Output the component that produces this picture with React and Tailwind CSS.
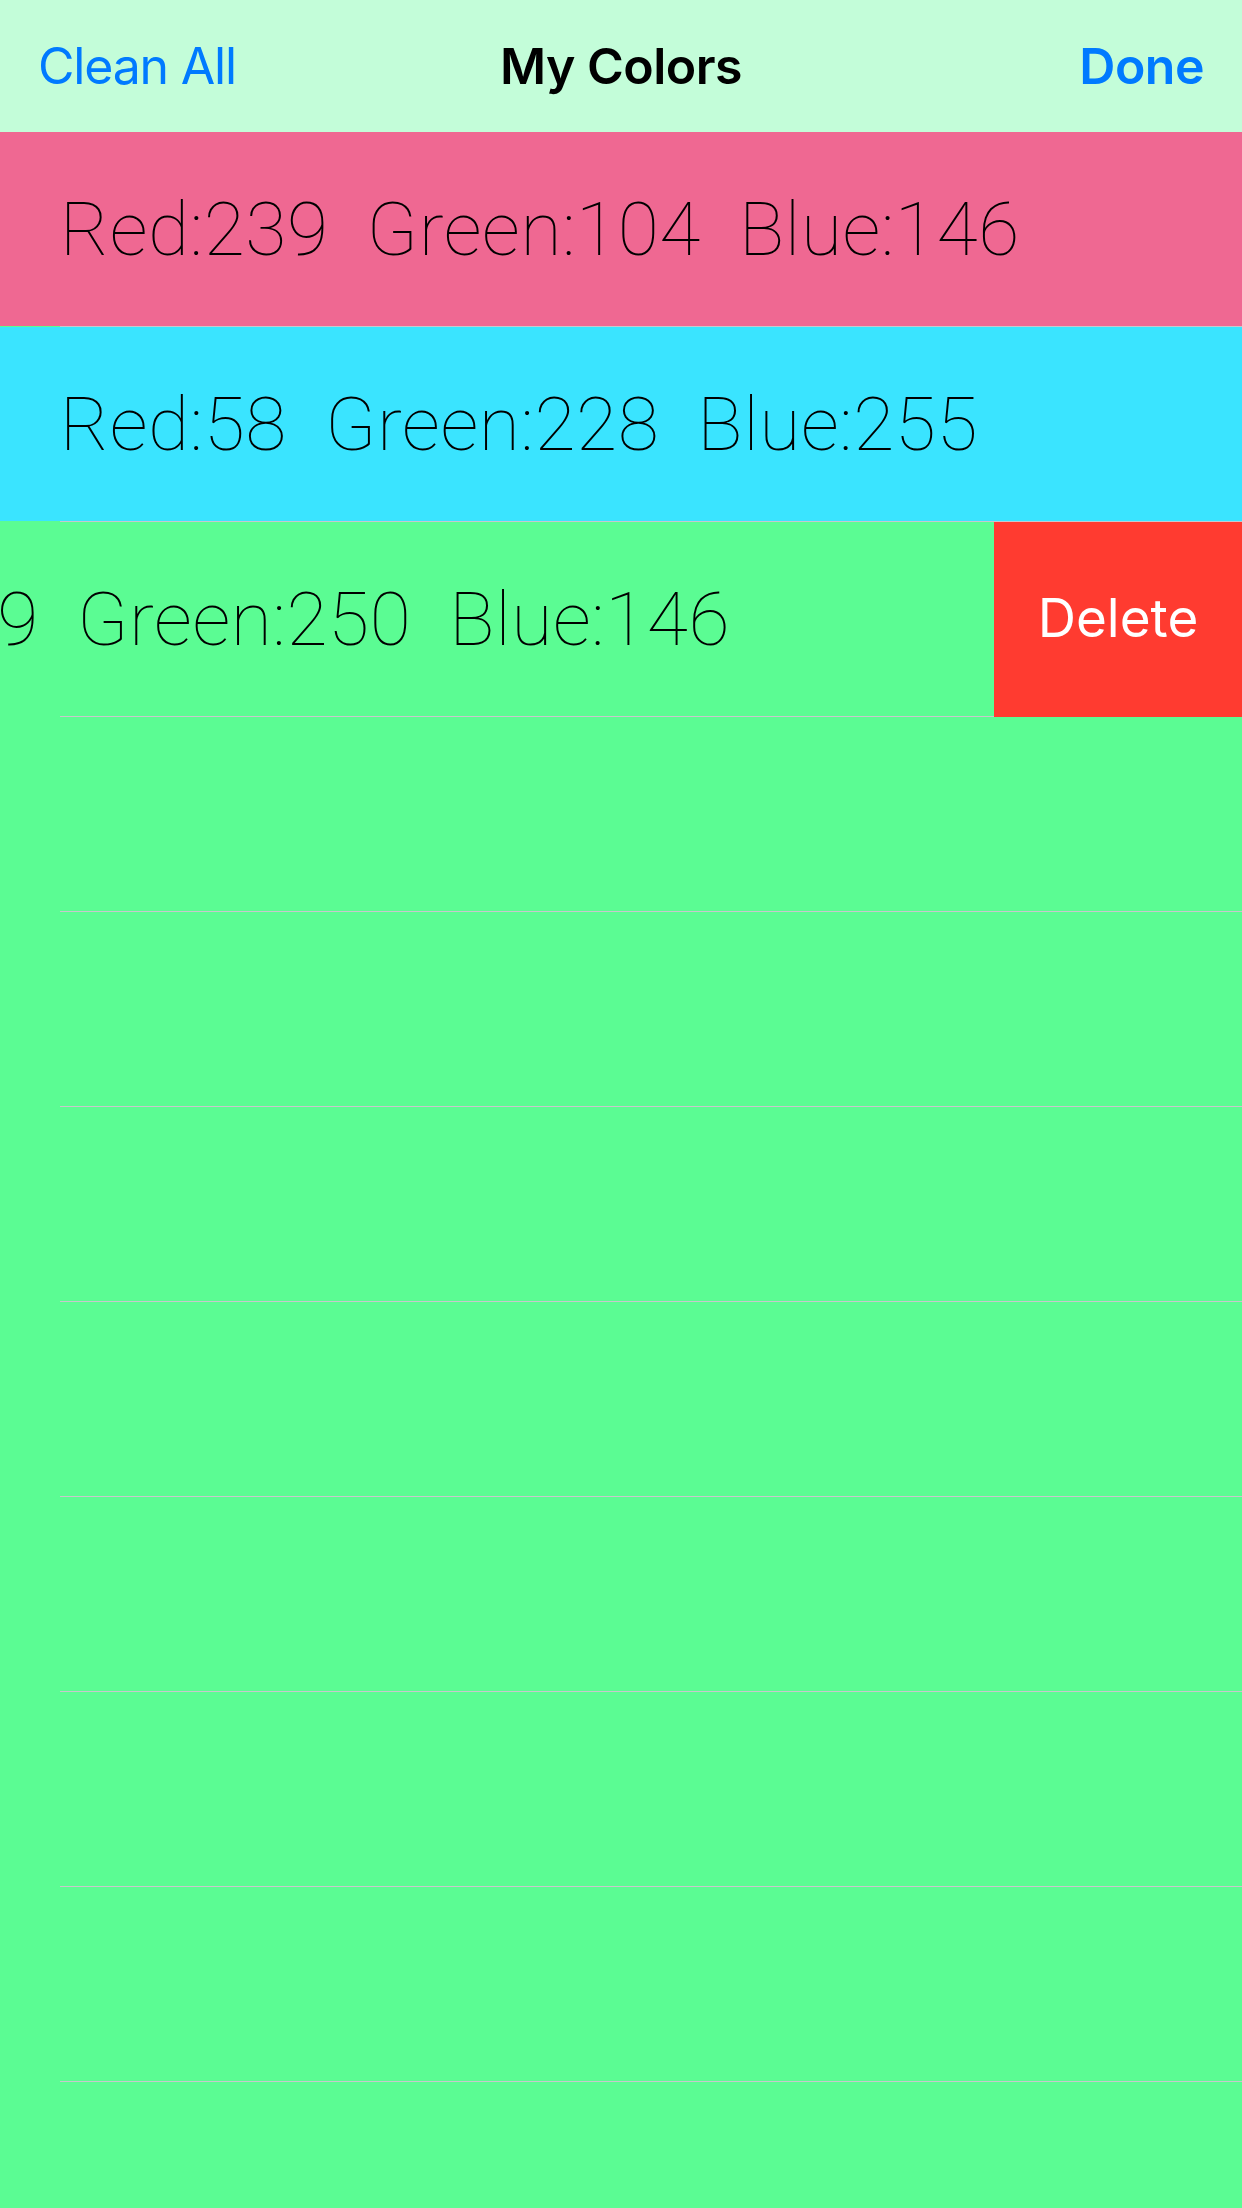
import React from 'react';

const rows = [
    { id: 1, r: 239, g: 104, b: 146, bg: 'bg-[#ef6892]' },
    { id: 2, r: 58, g: 228, b: 255, bg: 'bg-[#3ae4ff]' },
];

const Separator = () => (
    <div className="flex h-[1px]">
        <div className="w-[60px] bg-[#5bfc93]" />
        <div className="flex-1 bg-[#c8c7cc]" />
    </div>
);

const ColorText = ({ r, g, b }) => (
    <div
        className="flex gap-[38px] whitespace-nowrap text-[75px] font-thin text-black leading-none tracking-[0.6px]"
        style={{ fontFamily: 'Roboto, "Liberation Sans", sans-serif' }}
    >
        <span>{`Red:${r}`}</span>
        <span>{`Green:${g}`}</span>
        <span>{`Blue:${b}`}</span>
    </div>
);

const App = () => {
    return (
        <div className="w-[1242px] h-[2208px] overflow-hidden bg-[#5bfc93]">
            {/* nav bar */}
            <div
                className="h-[132px] bg-[#c3fdd9] flex items-center justify-between px-[38px] relative"
                style={{ fontFamily: 'Inter, "Liberation Sans", sans-serif' }}
            >
                <span className="text-[50px] text-[#007aff] tracking-[-1.2px]">Clean All</span>
                <span className="absolute left-0 right-0 text-center text-[50px] font-semibold text-black tracking-[-0.5px] pointer-events-none">
                    My Colors
                </span>
                <span className="text-[50px] font-semibold text-[#007aff] tracking-[-0.5px]">Done</span>
            </div>

            {rows.map((row) => (
                <div key={row.id}>
                    <div className={`h-[194px] ${row.bg} flex items-center pl-[60px]`}>
                        <ColorText r={row.r} g={row.g} b={row.b} />
                    </div>
                    <Separator />
                </div>
            ))}

            {/* swiped row with delete action */}
            <div className="h-[194px] flex overflow-hidden">
                <div className="w-[1242px] shrink-0 ml-[-248px] bg-[#5bfc93] flex items-center pl-[60px]">
                    <ColorText r={89} g={250} b={146} />
                </div>
                <div
                    className="w-[248px] shrink-0 bg-[#ff3b30] flex items-center justify-center text-white text-[53px]"
                    style={{ fontFamily: 'Inter, "Liberation Sans", sans-serif' }}
                >
                    Delete
                </div>
            </div>
            <div className="flex h-[1px]">
                <div className="w-[60px]" />
                <div className="w-[934px] bg-[#c8c7cc]" />
                <div className="flex-1 bg-[#ff3b30]" />
            </div>

            {/* empty rows */}
            {[0, 1, 2, 3, 4, 5, 6].map((i) => (
                <div key={i}>
                    <div className="h-[194px]" />
                    <div className="h-[1px] ml-[60px] bg-[#c8c7cc]" />
                </div>
            ))}
        </div>
    );
};

export default App;
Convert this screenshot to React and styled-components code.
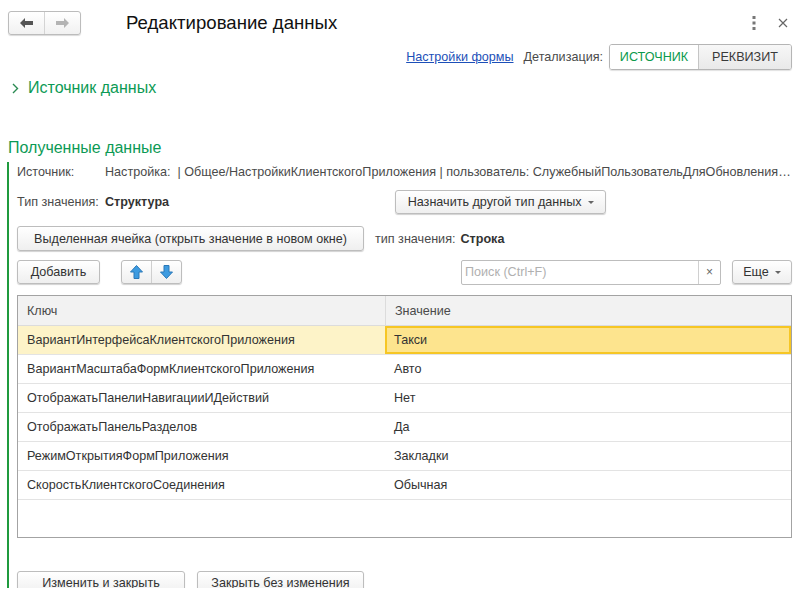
import React from 'react'
import styled, { createGlobalStyle, css } from 'styled-components'

const GlobalStyle = createGlobalStyle`
  html, body {
    margin: 0;
    padding: 0;
    background: #fff;
  }
  body {
    font-family: "Liberation Sans", Arial, sans-serif;
    font-size: 12.6px;
    color: #333;
  }
`

const Page = styled.div`
  width: 800px;
  height: 588px;
  overflow: hidden;
  background: #fff;
`

const Header = styled.div`
  display: flex;
  align-items: center;
  height: 24px;
  padding: 11px 8px 0 8px;
`

const NavGroup = styled.div`
  display: flex;
  height: 22px;
  border: 1px solid #bcbcbc;
  border-radius: 3px;
  background: linear-gradient(#fff, #f1f1f1);
  box-shadow: 0 1px 1px rgba(0, 0, 0, 0.15);
`

const NavButton = styled.div`
  width: 35px;
  display: flex;
  align-items: center;
  justify-content: center;
  & + & {
    border-left: 1px solid #d4d4d4;
  }
`

const Title = styled.h1`
  margin: 0 0 0 45px;
  font-weight: normal;
  font-size: 18.6px;
  color: #111;
  flex: 1;
`

const WinIcons = styled.div`
  display: flex;
  align-items: center;
  gap: 22px;
  padding-right: 4px;
`

const SettingsRow = styled.div`
  display: flex;
  justify-content: flex-end;
  align-items: center;
  height: 24px;
  margin-top: 10px;
  padding-right: 8px;
`

const Link = styled.a`
  color: #1c4fb8;
  text-decoration: underline;
  margin-right: 10px;
  cursor: pointer;
`

const Label = styled.span`
  color: #4a4a4a;
  margin-right: ${(p) => p.$mr || 0}px;
  margin-left: ${(p) => p.$ml || 0}px;
  white-space: nowrap;
`

const Toggle = styled.div`
  display: flex;
  height: 24px;
  border: 1px solid #b5b5b5;
  border-radius: 3px;
  overflow: hidden;
  box-shadow: 0 1px 1px rgba(0, 0, 0, 0.12);
`

const ToggleItem = styled.div`
  display: flex;
  align-items: center;
  justify-content: center;
  width: ${(p) => p.$w}px;
  ${(p) =>
    p.$active
      ? css`
          background: #fff;
          color: #0c9a4c;
        `
      : css`
          background: linear-gradient(#f7f7f7, #e9e9e9);
          color: #3a3a3a;
          border-left: 1px solid #c5c5c5;
        `}
`

const Section = styled.div`
  display: flex;
  align-items: center;
  gap: 9px;
  margin: ${(p) => p.$mt}px 0 0 ${(p) => p.$ml}px;
  height: 20px;
  font-size: 16px;
  color: #0c9a55;
`

const Group = styled.div`
  margin: 4px 0 0 7px;
  border-left: 2px solid #1f9a3e;
  padding: 2px 8px 0 8px;
  display: flex;
  flex-direction: column;
`

const Row = styled.div`
  display: flex;
  align-items: center;
  height: ${(p) => p.$h || 24}px;
  margin-top: ${(p) => p.$mt || 0}px;
`

const SourceText = styled.span`
  flex: 1;
  min-width: 0;
  white-space: nowrap;
  overflow: hidden;
  text-overflow: ellipsis;
  color: #4a4a4a;
`

const FieldLabel = styled.span`
  width: ${(p) => p.$w}px;
  flex: none;
  color: #4a4a4a;
  white-space: nowrap;
`

const Strong = styled.span`
  font-weight: bold;
  color: #333;
`

const Button = styled.div`
  display: inline-flex;
  align-items: center;
  justify-content: center;
  gap: 6px;
  box-sizing: border-box;
  width: ${(p) => (p.$w ? `${p.$w}px` : 'auto')};
  height: ${(p) => p.$h || 24}px;
  padding: 0 8px;
  margin-left: ${(p) => p.$ml || 0}px;
  border: 1px solid #bdbdbd;
  border-radius: 3px;
  background: linear-gradient(#fff, #efefef);
  box-shadow: 0 1px 1px rgba(0, 0, 0, 0.18);
  color: #333;
  white-space: nowrap;
  flex: none;
`

const Caret = styled.span`
  width: 0;
  height: 0;
  border-left: 3px solid transparent;
  border-right: 3px solid transparent;
  border-top: 3px solid #666;
  margin-top: 1px;
`

const ArrowGroup = styled.div`
  display: flex;
  height: 24px;
  margin-left: 21px;
  border: 1px solid #bdbdbd;
  border-radius: 3px;
  background: linear-gradient(#fff, #efefef);
  box-shadow: 0 1px 1px rgba(0, 0, 0, 0.18);
  box-sizing: border-box;
`

const ArrowButton = styled.div`
  width: 29px;
  display: flex;
  align-items: center;
  justify-content: center;
  & + & {
    border-left: 1px solid #cfcfcf;
  }
`

const Search = styled.div`
  display: flex;
  box-sizing: border-box;
  height: 25px;
  width: 260px;
  margin-left: auto;
  border: 1px solid #bdbdbd;
  border-radius: 2px;
  background: #fff;
`

const SearchInput = styled.div`
  flex: 1;
  display: flex;
  align-items: center;
  padding-left: 3px;
  color: #b0b0b0;
`

const SearchClear = styled.div`
  width: 21px;
  display: flex;
  align-items: center;
  justify-content: center;
  border-left: 1px solid #d0d0d0;
  color: #666;
  font-size: 12px;
`

const Table = styled.div`
  margin-top: 11px;
  height: 243px;
  box-sizing: border-box;
  border: 1px solid #a3a3a3;
  display: grid;
  grid-template-columns: 367px 1fr;
  grid-template-rows: 30px;
  grid-auto-rows: 29px;
  align-content: start;
`

const HeadCell = styled.div`
  display: flex;
  align-items: center;
  padding-left: 9px;
  background: #f2f2f2;
  border-bottom: 1px solid #dcdcdc;
  color: #4a4a4a;
  ${(p) => p.$sep && css`border-left: 1px solid #dcdcdc;`}
`

const Cell = styled.div`
  display: flex;
  align-items: center;
  padding-left: 9px;
  border-bottom: 1px solid #e3e3e3;
  color: #333;
  white-space: nowrap;
  overflow: hidden;
  ${(p) =>
    p.$selected &&
    css`
      background: #fdf3c8;
    `}
  ${(p) =>
    p.$current &&
    css`
      background: #fde48e;
      box-shadow: inset 0 0 0 2px #f6c624;
    `}
`

const Footer = styled.div`
  display: flex;
  gap: 12px;
  margin-top: 33px;
`

const rows = [
  ['ВариантИнтерфейсаКлиентскогоПриложения', 'Такси'],
  ['ВариантМасштабаФормКлиентскогоПриложения', 'Авто'],
  ['ОтображатьПанелиНавигацииИДействий', 'Нет'],
  ['ОтображатьПанельРазделов', 'Да'],
  ['РежимОткрытияФормПриложения', 'Закладки'],
  ['СкоростьКлиентскогоСоединения', 'Обычная'],
]

const NavArrow = ({ dir, color }) => (
  <svg width="13" height="10" viewBox="0 0 13 10">
    <path
      d="M0 5 L5 0 L5 3 L13 3 L13 7 L5 7 L5 10 Z"
      fill={color}
      transform={dir === 'right' ? 'translate(13 0) scale(-1 1)' : undefined}
    />
  </svg>
)

const BlueArrow = ({ dir }) => (
  <svg width="13" height="14" viewBox="0 0 13 14">
    <path
      d="M6.5 0.5 L12.5 7 L9 7 L9 13.5 L4 13.5 L4 7 L0.5 7 Z"
      fill="#3d9be0"
      stroke="#2a78b8"
      strokeWidth="1"
      strokeLinejoin="round"
      transform={dir === 'down' ? 'translate(0 14) scale(1 -1)' : undefined}
    />
  </svg>
)

export default function App() {
  return (
    <>
      <GlobalStyle />
      <Page>
        <Header>
          <NavGroup>
            <NavButton>
              <NavArrow dir="left" color="#555" />
            </NavButton>
            <NavButton>
              <NavArrow dir="right" color="#b4b4b4" />
            </NavButton>
          </NavGroup>
          <Title>Редактирование данных</Title>
          <WinIcons>
            <svg width="4" height="14" viewBox="0 0 4 14">
              <rect x="0.5" y="0" width="3" height="3" fill="#777" />
              <rect x="0.5" y="5.5" width="3" height="3" fill="#777" />
              <rect x="0.5" y="11" width="3" height="3" fill="#777" />
            </svg>
            <svg width="10" height="10" viewBox="0 0 10 10">
              <path d="M1 1 L9 9 M9 1 L1 9" stroke="#666" strokeWidth="1.2" />
            </svg>
          </WinIcons>
        </Header>

        <SettingsRow>
          <Link>Настройки формы</Link>
          <Label $mr={6}>Детализация:</Label>
          <Toggle>
            <ToggleItem $active $w={88}>ИСТОЧНИК</ToggleItem>
            <ToggleItem $w={92}>РЕКВИЗИТ</ToggleItem>
          </Toggle>
        </SettingsRow>

        <Section $mt={9} $ml={12}>
          <svg width="7" height="11" viewBox="0 0 7 11">
            <path d="M1 1 L5.5 5.5 L1 10" fill="none" stroke="#2a8a52" strokeWidth="1.4" />
          </svg>
          Источник данных
        </Section>

        <Section $mt={40} $ml={8}>Полученные данные</Section>

        <Group>
          <Row $h={16}>
            <FieldLabel $w={88}>Источник:</FieldLabel>
            <SourceText>
              Настройка:&nbsp;&nbsp;| Общее/НастройкиКлиентскогоПриложения | пользователь:
              СлужебныйПользовательДляОбновленияДанныхИнформационнойБазы
            </SourceText>
          </Row>

          <Row $mt={10}>
            <FieldLabel $w={88}>Тип значения:</FieldLabel>
            <Strong>Структура</Strong>
            <Button $ml={226} $w={211}>
              Назначить другой тип данных <Caret />
            </Button>
          </Row>

          <Row $mt={12} $h={25}>
            <Button $h={25} $w={347}>
              Выделенная ячейка (открыть значение в новом окне)
            </Button>
            <Label $mr={5} $ml={11}>
              тип значения:
            </Label>
            <Strong>Строка</Strong>
          </Row>

          <Row $mt={9}>
            <Button $w={83}>Добавить</Button>
            <ArrowGroup>
              <ArrowButton>
                <BlueArrow dir="up" />
              </ArrowButton>
              <ArrowButton>
                <BlueArrow dir="down" />
              </ArrowButton>
            </ArrowGroup>
            <Search>
              <SearchInput>Поиск (Ctrl+F)</SearchInput>
              <SearchClear>×</SearchClear>
            </Search>
            <Button $ml={11} $w={60}>
              Еще <Caret />
            </Button>
          </Row>

          <Table>
            <HeadCell>Ключ</HeadCell>
            <HeadCell $sep>Значение</HeadCell>
            {rows.map(([k, v], i) => (
              <React.Fragment key={k}>
                <Cell $selected={i === 0}>{k}</Cell>
                <Cell $current={i === 0}>{v}</Cell>
              </React.Fragment>
            ))}
          </Table>

          <Footer>
            <Button $w={168}>Изменить и закрыть</Button>
            <Button $w={167}>Закрыть без изменения</Button>
          </Footer>
        </Group>
      </Page>
    </>
  )
}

·····

Pick out the lines above containing the word "React", then copy them.

Output the component that produces this picture with React and Tailwind CSS.
import React from 'react';
Convert this screenshot to React and styled-components code.
import React from 'react'
              <React.Fragment key={k}>
              </React.Fragment>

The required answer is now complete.